No one likes to say goodbye. Teachers like to keep students connected. Learners like to keep the material in focus. Jews want to keep the traditions alive.
“Hadran Alach”—We shall return to you; the opening words of a special tefillah (prayer) recited upon completing a full masechet (tractate) of Talmud study.
As the 5782/2021–22 school year drew to a close, Toras Chaim’s seventh and eighth grade boys had much to celebrate. On top of their full days of studies, with Judaic classes in the morning, General Studies in the afternoon, and additional learning sessions each evening, the boys mastered an additional extra-curricular section of the Talmud. They completed Masechet Tamid, comprised of more than 4,500 Hebrew and Aramaic words.
Together with their principal, Rabbi Yonah Lazar, the boys learned and reviewed Masechet Tamid, a Gemara section that details the daily morning procedures in the Beit Hamikdash, may it be speedily rebuilt.
Upon completing the learning, the occasion was marked in a unique location.

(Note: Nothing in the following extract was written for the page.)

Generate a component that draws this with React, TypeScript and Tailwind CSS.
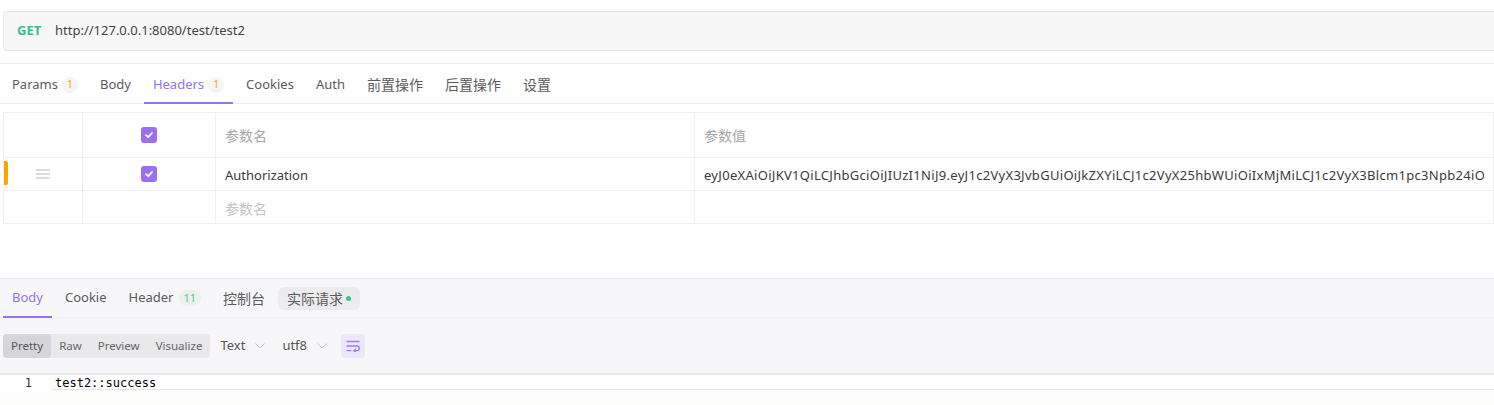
import React from 'react';

const token =
  'eyJ0eXAiOiJKV1QiLCJhbGciOiJIUzI1NiJ9.eyJ1c2VyX3JvbGUiOiJkZXYiLCJ1c2VyX25hbWUiOiIxMjMiLCJ1c2VyX3Blcm1pc3Npb24iO';

const Check = () => (
  <div className="w-4 h-4 rounded-[3px] bg-[#9a70f0] flex items-center justify-center">
    <svg width="10" height="10" viewBox="0 0 10 10">
      <path d="M2 5.2 L4.2 7.2 L8 3" stroke="white" strokeWidth="1.8" fill="none" strokeLinecap="round" strokeLinejoin="round" />
    </svg>
  </div>
);

const Chevron = () => (
  <svg width="10" height="6" viewBox="0 0 10 6" className="ml-[10px]">
    <path d="M0.5 0.5 L5 5 L9.5 0.5" stroke="#c4c4c4" strokeWidth="1" fill="none" />
  </svg>
);

export default function App() {
  const topTabs: { label: string; badge?: string; active?: boolean; cjk?: boolean }[] = [
    { label: 'Params', badge: '1' },
    { label: 'Body' },
    { label: 'Headers', badge: '1', active: true },
    { label: 'Cookies' },
    { label: 'Auth' },
    { label: '前置操作', cjk: true },
    { label: '后置操作', cjk: true },
    { label: '设置', cjk: true },
  ];

  return (
    <div className="w-[1494px] h-[405px] overflow-hidden bg-white text-[13px] text-[#555] font-['Noto_Sans','Noto_Sans_CJK_SC',sans-serif]">
      {/* URL bar */}
      <div className="pt-[11px] pl-[3px]">
        <div className="w-[1510px] h-[40px] flex items-center rounded-[4px] border border-[#e6e6ec] bg-[#f7f7f7] pl-[13px]">
          <span className="font-bold text-[#36c08f] w-[38px]">GET</span>
          <span className="text-[#444]">http://127.0.0.1:8080/test/test2</span>
        </div>
      </div>

      {/* Request tabs */}
      <div className="mt-[12px] border-t border-b border-[#ebebeb] h-[41px] flex items-stretch pl-[3px] gap-[4px]">
        {topTabs.map((t) => (
          <div key={t.label} className="relative flex items-center px-[9px] pt-[2px]">
            <span className={(t.active ? 'text-[#9373ee]' : 'text-[#5a5a5a]') + (t.cjk ? ' text-[14px]' : '')}>{t.label}</span>
            {t.badge && (
              <span className="ml-[4px] w-[16px] h-[16px] rounded-full bg-[#f4f4f4] text-[#f5a623] text-[11px] flex items-center justify-center">
                {t.badge}
              </span>
            )}
            {t.active && <div className="absolute left-0 right-0 bottom-[-1px] h-[2px] bg-[#9373ee]" />}
          </div>
        ))}
      </div>

      {/* Headers table */}
      <div className="mt-[8px] ml-[3px] w-[1491px] border-l border-t border-[#efefef]">
        <div className="flex h-[45px]">
          <div className="w-[79px] border-r border-b border-[#efefef]" />
          <div className="w-[133px] border-r border-b border-[#efefef] flex items-center justify-center">
            <Check />
          </div>
          <div className="w-[479px] border-r border-b border-[#efefef] flex items-center pl-[9px] text-[14px] text-[#a8a8a8]">参数名</div>
          <div className="flex-1 border-r border-b border-[#efefef] flex items-center pl-[9px] text-[14px] text-[#a8a8a8]">参数值</div>
        </div>
        <div className="flex h-[33px]">
          <div className="relative w-[79px] border-r border-b border-[#efefef] flex items-center">
            <div className="absolute left-0 top-[3px] w-[4px] h-[24px] rounded-r-[2px] bg-[#ffa300]" />
            <div className="ml-[32px] flex flex-col gap-[2.5px]">
              <div className="w-[14px] h-[1.5px] bg-[#dcdcdc]" />
              <div className="w-[14px] h-[1.5px] bg-[#dcdcdc]" />
              <div className="w-[14px] h-[1.5px] bg-[#dcdcdc]" />
            </div>
          </div>
          <div className="w-[133px] border-r border-b border-[#efefef] flex items-center justify-center">
            <Check />
          </div>
          <div className="w-[479px] border-r border-b border-[#efefef] flex items-center pl-[9px] pt-[3px] text-[#3a3a3a]">Authorization</div>
          <div className="flex-1 min-w-0 border-r border-b border-[#efefef] flex items-center pl-[9px] pr-[9px] pt-[3px]">
            <span className="block overflow-hidden whitespace-nowrap tracking-[0.3px] text-[#3a3a3a]">{token}</span>
          </div>
        </div>
        <div className="flex h-[33px]">
          <div className="w-[79px] border-r border-b border-[#efefef]" />
          <div className="w-[133px] border-r border-b border-[#efefef]" />
          <div className="w-[479px] border-r border-b border-[#efefef] flex items-center pl-[9px] pt-[3px] text-[14px] text-[#c4c4c4]">参数名</div>
          <div className="flex-1 border-r border-b border-[#efefef]" />
        </div>
      </div>

      {/* Response panel */}
      <div className="mt-[54px] border-t border-[#e6e6ec] bg-[#f7f7fa]">
        <div className="h-[39px] flex items-stretch pl-[3px] gap-[4px] border-b border-[#efeff3]">
          <div className="relative flex items-center px-[9px] text-[#9373ee]">
            Body
            <div className="absolute left-0 right-0 bottom-[-1px] h-[2px] bg-[#9373ee]" />
          </div>
          <div className="flex items-center px-[9px] text-[#5a5a5a]">Cookie</div>
          <div className="flex items-center px-[9px] text-[#5a5a5a]">
            Header
            <span className="ml-[5px] h-[16px] px-[5px] rounded-full bg-[#e8f3ec] text-[#5fc08f] text-[11px] flex items-center">11</span>
          </div>
          <div className="flex items-center px-[9px] text-[14px] text-[#5a5a5a]">控制台</div>
          <div className="flex items-center">
            <div className="h-[23px] flex items-center px-[9px] rounded-[6px] bg-[#ececef] text-[14px] text-[#5a5a5a]">
              实际请求
              <span className="ml-[3px] w-[5px] h-[5px] rounded-full bg-[#3cc68a]" />
            </div>
          </div>
        </div>

        <div className="h-[55px] flex items-center pl-[3px]">
          <div className="h-[24px] flex items-stretch rounded-[4px] bg-[#e9e9ec] text-[11.5px] text-[#666]">
            <div className="flex items-center px-[8px] rounded-[4px] bg-[#d6d6da] text-[#555]">Pretty</div>
            <div className="flex items-center px-[8px]">Raw</div>
            <div className="flex items-center px-[8px]">Preview</div>
            <div className="flex items-center px-[8px]">Visualize</div>
          </div>
          <div className="ml-[10px] flex items-center text-[13px] text-[#555]">
            Text
            <Chevron />
          </div>
          <div className="ml-[17px] flex items-center text-[13px] text-[#555]">
            utf8
            <Chevron />
          </div>
          <div className="ml-[14px] w-[24px] h-[24px] rounded-[4px] bg-[#ece7fd] flex items-center justify-center">
            <svg width="14" height="12" viewBox="0 0 14 12" fill="none" stroke="#9d7ef0" strokeWidth="1.3" strokeLinecap="round">
              <path d="M1 1.5 H13" />
              <path d="M1 6 H11 A2.3 2.3 0 0 1 11 10.6 H8" />
              <path d="M9.4 9.2 L8 10.6 L9.4 12" />
              <path d="M1 10.6 H5" />
            </svg>
          </div>
        </div>
      </div>

      {/* Editor */}
      <div className="border-t-2 border-[#e8e8e8] bg-[#fdfdfb] h-[40px]">
        <div className="flex h-[15px] font-['DejaVu_Sans_Mono',monospace] text-[12px]">
          <div className="w-[52px] text-right pr-[20px] text-[#333] leading-[16px] bg-white">1</div>
          <div className="flex-1 bg-white border-b border-[#e6e6e6] pl-[3px] leading-[16px] text-black">test2::success</div>
        </div>
      </div>
    </div>
  );
}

In 1918, Jewish immigrants built the first shul in Portsmouth, Chevra Tehillim. Over the decades, as the Jewish community shifted toward Norfolk, membership dwindled and Chevra Tehillim closed its doors in the 1980s. Now, the Jewish Museum and Cultural Center occupies the former shul location, giving visitors a chance to learn about Jewish Portsmouth of old.
How important it was, thought Rabbi Lazar, for his students to understand that Portsmouth’s Judaism did not begin with their school, and for the community at large to be cognizant that Torah study continues daily in Portsmouth, long after Chevra Tehillim closed.
Celebrating the class’s learning at JMCC, the former shul, might bring the lessons together.
Barbara Rossen, the Center’s executive director, says she was honored to have the former shul host the Toras Chaim event.
Graphic artists were hired, invitations were sent, and before long, the students, parents, grandparents, and Rebbeim were on their way to the ‘Hadran Alach—We Will Return to You’ Siyum Extravaganza.
What a meaningful opportunity to learn, to listen, and to rejoice together. Everyone was moved, but probably none as much as Earl Pollock, OD, who shared how both of his grandfathers had davened at Chevra Tehillim, and now so many years later, his own grandson, Tzviki Schwartz, was making a siyum in that very same room.
Following an elegant meal, a stirring video, and meaningful words, grandfathers, fathers, sons, and guests joined together to sing and dance. Mincha and Maariv followed; a first for the Portsmouth location in many, many years.
Rabbi Sender Haber, former rabbi of B’nai Israel, commented how each time it is “davening time,” G-d Himself comes to each shul and is saddened if no minyan has gathered. “How happy Hashem must be tonight,” said Rabbi Haber, “when He came to the former Chevra Tehillim location and once again found His people turning to Him in prayer.”
Upon completing the Gemara, the students recited the traditional Hadran prayer, “Hadrach Aldahn”—“Your beauty is upon us. The reason we stand out, the reason we shine is because we study Torah. Greater than any of the significant accomplishments Jews have made in the world, is the fact that they continue to study the word and wisdom of G-d.”
Yet the prayer continues. “V’hadran Alach—and our beauty is on you.”
“Could it really be?” asked Toras Chaim’s principal. Does the Torah take pride in a few kids from Norfolk studying pages of the Talmud? Perhaps Torah scholars of old, Maimonides, the Baal Shem Tov or the Chofetz Chaim added beauty and luster, but were these words applicable to Toras Chaim students?
The answer, proclaimed Rabbi Lazar, 3,334 years after the Jews stood at Mount Sinai to accept the Torah, and “after everything we’ve been through as a nation, that a group of parents in Tidewater, Virginia, feel there is no better way for their sons to spend their free time but to study Torah—you better bet that makes Hashem proud! While the Torah’s beauty shines on the students, the students’ beauty reflects back on the Torah itself.”
To this beautiful edifice of Chevra Tehillim the participants proclaimed, “We too have returned to you. We wear the same Tefillin you wore, we daven from the same siddurim as you did, and we study the same Talmud as you did, right here in Tidewater, over 100 years later!”
Judaism is alive and well in Portsmouth, Virginia.